Written request: Set the data down again, exactly as it reads, but without the pictures.

Supplied data:

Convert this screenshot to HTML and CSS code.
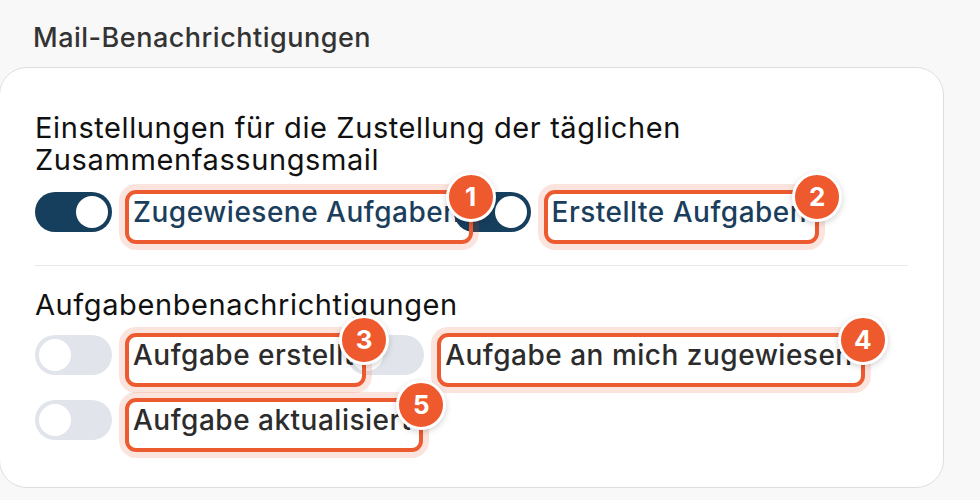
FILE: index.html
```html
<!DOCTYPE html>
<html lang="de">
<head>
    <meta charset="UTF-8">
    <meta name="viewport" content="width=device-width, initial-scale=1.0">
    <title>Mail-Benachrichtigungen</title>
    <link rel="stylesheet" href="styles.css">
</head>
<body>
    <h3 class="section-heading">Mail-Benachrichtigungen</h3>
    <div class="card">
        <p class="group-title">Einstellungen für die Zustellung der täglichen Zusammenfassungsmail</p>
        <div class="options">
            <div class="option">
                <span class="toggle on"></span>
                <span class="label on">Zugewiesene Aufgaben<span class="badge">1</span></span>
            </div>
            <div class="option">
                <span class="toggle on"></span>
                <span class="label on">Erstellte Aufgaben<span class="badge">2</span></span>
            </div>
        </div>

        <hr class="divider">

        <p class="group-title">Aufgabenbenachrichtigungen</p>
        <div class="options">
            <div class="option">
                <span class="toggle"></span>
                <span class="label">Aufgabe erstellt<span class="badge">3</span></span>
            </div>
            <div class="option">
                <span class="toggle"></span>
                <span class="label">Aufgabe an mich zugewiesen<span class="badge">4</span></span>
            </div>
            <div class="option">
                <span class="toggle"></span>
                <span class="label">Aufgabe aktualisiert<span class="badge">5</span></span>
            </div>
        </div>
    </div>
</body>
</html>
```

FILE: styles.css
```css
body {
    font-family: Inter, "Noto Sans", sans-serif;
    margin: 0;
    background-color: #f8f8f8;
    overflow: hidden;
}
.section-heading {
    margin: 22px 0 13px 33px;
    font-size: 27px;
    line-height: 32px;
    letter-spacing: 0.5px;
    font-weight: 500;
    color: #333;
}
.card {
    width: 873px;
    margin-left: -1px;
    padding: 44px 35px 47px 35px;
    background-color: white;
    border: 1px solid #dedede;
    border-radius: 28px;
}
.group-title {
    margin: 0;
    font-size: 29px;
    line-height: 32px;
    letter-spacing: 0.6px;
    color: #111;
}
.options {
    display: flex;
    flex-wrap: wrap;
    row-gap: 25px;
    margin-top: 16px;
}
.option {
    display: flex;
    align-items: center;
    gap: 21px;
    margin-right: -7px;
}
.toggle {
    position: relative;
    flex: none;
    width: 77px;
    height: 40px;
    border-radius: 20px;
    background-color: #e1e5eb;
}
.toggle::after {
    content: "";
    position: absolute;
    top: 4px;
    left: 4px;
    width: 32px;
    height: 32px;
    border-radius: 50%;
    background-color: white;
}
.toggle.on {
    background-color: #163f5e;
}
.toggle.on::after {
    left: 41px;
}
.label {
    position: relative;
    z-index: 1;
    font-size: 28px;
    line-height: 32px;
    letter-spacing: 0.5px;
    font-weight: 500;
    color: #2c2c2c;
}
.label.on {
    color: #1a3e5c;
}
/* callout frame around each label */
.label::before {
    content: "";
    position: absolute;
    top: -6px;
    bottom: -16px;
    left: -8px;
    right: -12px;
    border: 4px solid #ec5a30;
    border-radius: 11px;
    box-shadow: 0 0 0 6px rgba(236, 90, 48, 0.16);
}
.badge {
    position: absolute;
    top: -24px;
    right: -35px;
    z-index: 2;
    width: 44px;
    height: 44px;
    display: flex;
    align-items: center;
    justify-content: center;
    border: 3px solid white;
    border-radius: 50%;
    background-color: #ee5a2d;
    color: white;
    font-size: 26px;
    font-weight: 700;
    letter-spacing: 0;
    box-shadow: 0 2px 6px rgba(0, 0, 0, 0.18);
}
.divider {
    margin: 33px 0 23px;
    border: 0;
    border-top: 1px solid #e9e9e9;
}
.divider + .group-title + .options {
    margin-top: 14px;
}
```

Task response:
Convert this screenshot to HTML and CSS code.
FILE: index.html
```html
<!DOCTYPE html>
<html lang="de">
<head>
    <meta charset="UTF-8">
    <meta name="viewport" content="width=device-width, initial-scale=1.0">
    <title>Mail-Benachrichtigungen</title>
    <link rel="stylesheet" href="styles.css">
</head>
<body>
    <h3 class="section-heading">Mail-Benachrichtigungen</h3>
    <div class="card">
        <p class="group-title">Einstellungen für die Zustellung der täglichen Zusammenfassungsmail</p>
        <div class="options">
            <div class="option">
                <span class="toggle on"></span>
                <span class="label on">Zugewiesene Aufgaben<span class="badge">1</span></span>
            </div>
            <div class="option">
                <span class="toggle on"></span>
                <span class="label on">Erstellte Aufgaben<span class="badge">2</span></span>
            </div>
        </div>

        <hr class="divider">

        <p class="group-title">Aufgabenbenachrichtigungen</p>
        <div class="options">
            <div class="option">
                <span class="toggle"></span>
                <span class="label">Aufgabe erstellt<span class="badge">3</span></span>
            </div>
            <div class="option">
                <span class="toggle"></span>
                <span class="label">Aufgabe an mich zugewiesen<span class="badge">4</span></span>
            </div>
            <div class="option">
                <span class="toggle"></span>
                <span class="label">Aufgabe aktualisiert<span class="badge">5</span></span>
            </div>
        </div>
    </div>
</body>
</html>
```

FILE: styles.css
```css
body {
    font-family: Inter, "Noto Sans", sans-serif;
    margin: 0;
    background-color: #f8f8f8;
    overflow: hidden;
}
.section-heading {
    margin: 22px 0 13px 33px;
    font-size: 27px;
    line-height: 32px;
    letter-spacing: 0.5px;
    font-weight: 500;
    color: #333;
}
.card {
    width: 873px;
    margin-left: -1px;
    padding: 44px 35px 47px 35px;
    background-color: white;
    border: 1px solid #dedede;
    border-radius: 28px;
}
.group-title {
    margin: 0;
    font-size: 29px;
    line-height: 32px;
    letter-spacing: 0.6px;
    color: #111;
}
.options {
    display: flex;
    flex-wrap: wrap;
    row-gap: 25px;
    margin-top: 16px;
}
.option {
    display: flex;
    align-items: center;
    gap: 21px;
    margin-right: -7px;
}
.toggle {
    position: relative;
    flex: none;
    width: 77px;
    height: 40px;
    border-radius: 20px;
    background-color: #e1e5eb;
}
.toggle::after {
    content: "";
    position: absolute;
    top: 4px;
    left: 4px;
    width: 32px;
    height: 32px;
    border-radius: 50%;
    background-color: white;
}
.toggle.on {
    background-color: #163f5e;
}
.toggle.on::after {
    left: 41px;
}
.label {
    position: relative;
    z-index: 1;
    font-size: 28px;
    line-height: 32px;
    letter-spacing: 0.5px;
    font-weight: 500;
    color: #2c2c2c;
}
.label.on {
    color: #1a3e5c;
}
/* callout frame around each label */
.label::before {
    content: "";
    position: absolute;
    top: -6px;
    bottom: -16px;
    left: -8px;
    right: -12px;
    border: 4px solid #ec5a30;
    border-radius: 11px;
    box-shadow: 0 0 0 6px rgba(236, 90, 48, 0.16);
}
.badge {
    position: absolute;
    top: -24px;
    right: -35px;
    z-index: 2;
    width: 44px;
    height: 44px;
    display: flex;
    align-items: center;
    justify-content: center;
    border: 3px solid white;
    border-radius: 50%;
    background-color: #ee5a2d;
    color: white;
    font-size: 26px;
    font-weight: 700;
    letter-spacing: 0;
    box-shadow: 0 2px 6px rgba(0, 0, 0, 0.18);
}
.divider {
    margin: 33px 0 23px;
    border: 0;
    border-top: 1px solid #e9e9e9;
}
.divider + .group-title + .options {
    margin-top: 14px;
}
```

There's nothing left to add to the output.